Ukrainian officials, speaking on the condition of anonymity because of the plan’s sensitivity, said they were in talks with Karpowership, a Turkish company specializing in powerships, to rent several vessels. Last year, the company signed a memorandum of understanding with a state-owned Ukrainian energy trader to install powerships capable of generating 500 megawatts per hour, enough electricity to supply one million Ukrainians.

Karpowership did not respond to requests for comment.

The plans have accelerated in recent weeks, with the government issuing a decree permitting the installation of gas pistons and turbines on ships to power the floating plants. Ukrenergo, the national electricity operator, said this fall that it had begun building transmission facilities to link the ships to the grid. A Ukrainian official said the facilities were now completed.

Ms. Hryb said two powerships might be operational within weeks if Ukraine could overcome two challenges.

The Ukrainian government is trying to get its Western partners to pay part of the cost of generating electricity on the ships, which Ms. Hryb and Mr. Prokip said is very high. Another issue is ensuring the ships’ safety in the Odesa region, an area frequently bombed by Russia.

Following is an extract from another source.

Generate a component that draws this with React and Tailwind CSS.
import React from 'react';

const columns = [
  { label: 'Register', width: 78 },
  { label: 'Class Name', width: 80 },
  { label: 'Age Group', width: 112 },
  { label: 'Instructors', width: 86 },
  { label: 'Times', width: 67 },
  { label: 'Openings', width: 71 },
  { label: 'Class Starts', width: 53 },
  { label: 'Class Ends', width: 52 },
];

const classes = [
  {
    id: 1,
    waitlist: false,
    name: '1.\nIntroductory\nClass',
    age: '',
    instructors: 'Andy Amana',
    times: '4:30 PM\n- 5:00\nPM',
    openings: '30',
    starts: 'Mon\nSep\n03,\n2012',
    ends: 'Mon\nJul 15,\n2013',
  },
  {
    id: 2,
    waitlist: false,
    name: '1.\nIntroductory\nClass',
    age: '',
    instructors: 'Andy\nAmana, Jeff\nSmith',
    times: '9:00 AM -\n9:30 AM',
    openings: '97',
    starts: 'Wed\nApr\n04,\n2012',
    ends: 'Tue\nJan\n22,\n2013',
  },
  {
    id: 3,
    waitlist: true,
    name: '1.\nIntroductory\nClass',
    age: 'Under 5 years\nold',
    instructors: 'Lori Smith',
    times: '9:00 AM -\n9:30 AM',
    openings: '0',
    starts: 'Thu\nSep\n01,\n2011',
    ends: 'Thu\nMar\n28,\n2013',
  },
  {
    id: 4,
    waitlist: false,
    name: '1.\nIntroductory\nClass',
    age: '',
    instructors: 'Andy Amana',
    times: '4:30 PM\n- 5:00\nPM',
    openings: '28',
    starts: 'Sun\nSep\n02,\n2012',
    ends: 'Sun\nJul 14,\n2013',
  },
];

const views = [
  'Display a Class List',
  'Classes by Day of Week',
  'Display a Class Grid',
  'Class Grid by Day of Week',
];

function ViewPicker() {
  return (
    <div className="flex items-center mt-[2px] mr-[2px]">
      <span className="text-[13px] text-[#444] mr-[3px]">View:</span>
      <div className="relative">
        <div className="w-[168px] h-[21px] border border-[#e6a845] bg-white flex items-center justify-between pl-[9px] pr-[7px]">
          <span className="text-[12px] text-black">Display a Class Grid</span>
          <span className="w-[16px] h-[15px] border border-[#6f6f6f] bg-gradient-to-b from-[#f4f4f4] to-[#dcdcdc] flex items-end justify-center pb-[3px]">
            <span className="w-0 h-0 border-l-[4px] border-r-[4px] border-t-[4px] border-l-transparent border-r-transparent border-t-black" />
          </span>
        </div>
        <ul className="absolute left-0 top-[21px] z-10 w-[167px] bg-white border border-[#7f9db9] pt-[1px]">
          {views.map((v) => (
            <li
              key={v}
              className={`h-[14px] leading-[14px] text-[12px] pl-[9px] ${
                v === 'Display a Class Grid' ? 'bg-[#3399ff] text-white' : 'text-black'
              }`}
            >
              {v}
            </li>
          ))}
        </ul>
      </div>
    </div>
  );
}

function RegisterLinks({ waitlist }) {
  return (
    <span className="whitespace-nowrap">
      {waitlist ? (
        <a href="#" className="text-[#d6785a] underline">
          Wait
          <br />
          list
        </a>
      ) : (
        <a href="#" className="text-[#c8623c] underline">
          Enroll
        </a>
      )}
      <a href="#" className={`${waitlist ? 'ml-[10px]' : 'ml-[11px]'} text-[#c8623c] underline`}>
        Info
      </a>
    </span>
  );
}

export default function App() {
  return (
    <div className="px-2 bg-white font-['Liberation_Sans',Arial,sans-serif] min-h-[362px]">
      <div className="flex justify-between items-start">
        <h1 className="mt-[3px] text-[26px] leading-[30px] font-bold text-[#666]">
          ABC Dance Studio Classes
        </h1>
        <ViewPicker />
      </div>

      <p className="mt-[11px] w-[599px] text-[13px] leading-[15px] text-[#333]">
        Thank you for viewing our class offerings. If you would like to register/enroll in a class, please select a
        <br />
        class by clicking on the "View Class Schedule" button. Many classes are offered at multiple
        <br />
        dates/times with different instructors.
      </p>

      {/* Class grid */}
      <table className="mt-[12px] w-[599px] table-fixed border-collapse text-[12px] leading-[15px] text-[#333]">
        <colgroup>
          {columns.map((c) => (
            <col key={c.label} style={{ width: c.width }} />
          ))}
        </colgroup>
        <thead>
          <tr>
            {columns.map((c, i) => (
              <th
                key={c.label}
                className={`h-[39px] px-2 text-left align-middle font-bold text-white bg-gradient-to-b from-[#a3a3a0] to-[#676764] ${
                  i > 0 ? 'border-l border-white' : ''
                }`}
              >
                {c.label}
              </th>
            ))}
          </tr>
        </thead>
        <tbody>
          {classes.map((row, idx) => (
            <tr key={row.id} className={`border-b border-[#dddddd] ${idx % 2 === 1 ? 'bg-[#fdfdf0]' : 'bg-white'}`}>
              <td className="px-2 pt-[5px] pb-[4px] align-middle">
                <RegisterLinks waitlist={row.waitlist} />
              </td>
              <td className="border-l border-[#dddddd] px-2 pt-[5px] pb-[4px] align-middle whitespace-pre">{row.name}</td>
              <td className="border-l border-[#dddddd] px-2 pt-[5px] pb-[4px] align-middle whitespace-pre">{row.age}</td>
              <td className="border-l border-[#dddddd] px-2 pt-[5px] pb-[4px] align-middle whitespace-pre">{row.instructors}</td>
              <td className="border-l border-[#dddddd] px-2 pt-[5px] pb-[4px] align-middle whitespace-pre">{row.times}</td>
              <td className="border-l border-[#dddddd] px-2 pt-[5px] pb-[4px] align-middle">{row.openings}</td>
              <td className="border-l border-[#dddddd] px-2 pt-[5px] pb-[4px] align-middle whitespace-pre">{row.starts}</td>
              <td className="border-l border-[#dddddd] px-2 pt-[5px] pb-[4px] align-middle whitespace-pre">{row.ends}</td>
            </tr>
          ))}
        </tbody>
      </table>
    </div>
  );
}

Mr. Prokip said there was hope that the ships might be spared because they are operated by Turkey, a country that has mediated agreements between Russia and Ukraine during the war.

With most of its thermal and hydroelectric power plants destroyed or badly damaged, Ukraine has relied on its three operational nuclear power stations to keep the lights on. Together, they can provide 7.7 gigawatts of electricity per hour, more than half of the country’s current generation capacity, according to DiXi Group, a Ukrainian energy think tank.

Russia has refrained from attacking the nuclear plants directly, which could trigger a catastrophic disaster. Instead, it has recently focused on crippling their ability to transmit power by destroying the substations connecting them to the grid.

Since August, the International Atomic Energy Agency, a U.N. body, has recorded four attacks on such substations. Each time, the strikes forced several reactors offline or required them to reduce output as a precautionary measure.

Ukraine has built concrete shelters around the substations to protect them, but officials admit that they are ineffective against missiles. So they have turned to a drastic measure: asking officials from the U.N. agency to stay at the substations, banking on their presence to deter Russian attacks.

Moscow might be reluctant to risk the lives of the agency’s staff because it depends on its support for its nuclear program exports, said Jan Vande Putte, a nuclear expert at Greenpeace.

In September, Ukraine’s parliamentary energy committee sent a letter to the agency that was reviewed by The New York Times, urging it to station “a permanent monitoring group” at critical substations to “prevent possible provocations” by Russia. The next month, Yuliia Kyian, a top official at the Energy Ministry, said Ukraine was negotiating with the agency to arrange such oversight.

So far, the International Atomic Energy Agency has agreed to conduct periodic monitoring missions at critical substations but not to station agents there permanently, Greenpeace said.

The agency reported that one of its vehicles was hit by a drone while en route to inspect a Russian-controlled nuclear plant in southern Ukraine last week. The agency did not specify which side launched the drone, and both Russia and Ukraine traded blame. Mr. Vande Putte said the attack appeared to be a deliberate Russian attempt to intimidate the agency.

Ms. Hryb conceded that International Atomic Energy Agency agents would risk their lives by staying at the substations. “But who in Ukraine doesn’t today?” she asked.